Ahmedabad AICC meet could pivot toward decentralisation, empowering district units, but without a unifying figurehead, Congress risks floundering against the BJP’s disciplined machinery. Rahul’s rebuilding rhetoric has rung hollow before—loyalists like Hardik Patel defected in Gujarat as sycophants filled key posts, eclipsing genuine talent. The meet must break this cycle, or Congress’s leadership void will deepen its slide into irrelevance.
Alliance Muddle
The Indian National Congress faces a coalition conundrum as the INDIA bloc teeters on the brink of collapse, a fracture glaringly exposed during the 2025 Delhi Assembly election. Regional heavyweights like the Trinamool Congress (TMC) and Samajwadi Party (SP) have lambasted Congress for its perceived arrogance, accusing it of dictating terms rather than negotiating. This inability to broker deals has ceded ground to nimbler regional players, eroding Congress’s national stature. Political observers note that TMC’s solo stance in West Bengal and SP’s frustration in Uttar Pradesh highlight a bloc plagued by mistrust.
The Ahmedabad meet offers a critical juncture to mend these rifts, especially with Bihar’s 2025 election and Uttar Pradesh’s 2027 vote looming.
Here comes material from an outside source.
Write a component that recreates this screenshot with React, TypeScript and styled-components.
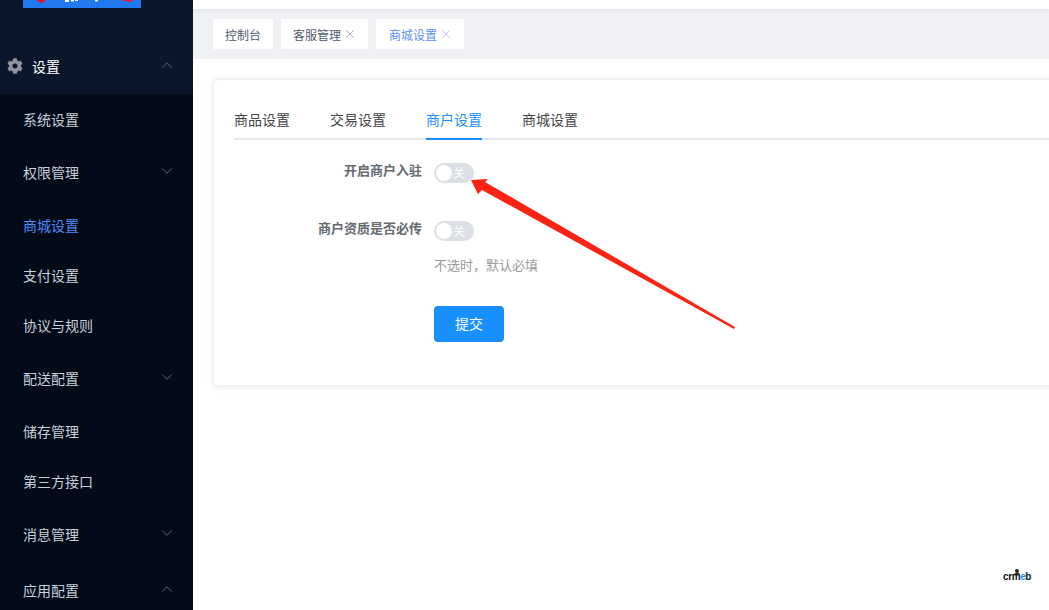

Yet, Congress’s agility remains unproven. Before Delhi election, some party leaders claimed the INDIA bloc was a 2024 Lok Sabha construct, while Rahul Gandhi’s speeches tout its ongoing relevance—sowing confusion.
Ideological Reset
The Party is in an ideological limbo—neither fully committed to secularism nor adept at populism—leaving it exposed in a dynamic political arena. The Bharatiya Janata Party (BJP) dominates with a compelling mix of development and cultural identity, while the Aam Aadmi Party (AAP) captures urban voters with its focus on governance. Congress hopes its “Save Constitution” yatra, slated to kick off at the Ahmedabad AICC meet, will cast it as a protector of democratic principles—a foil to BJP’s assertive nationalism and AAP’s practical appeal. Yet, analysts caution that without depth beyond rhetoric, this gambit may ring hollow. Rebuilding demands a sharp, unified vision, a daunting task with mere weeks to shape it.
Rahul Gandhi has championed this constitutional narrative in recent elections—Haryana in October 2024, Maharashtra in November 2024, and Delhi in 2025—yet it has consistently failed to stir voters. Observers note that while it resonates with a narrow progressive circle, it falls flat among the wider public preoccupied with livelihoods, prices, and local issues.
So, Ahmedabad meet demands clarity— Congress must articulate a cohesive strategy, shedding its muddled stance, or risk further alienating allies and fading into irrelevance against a unified BJP.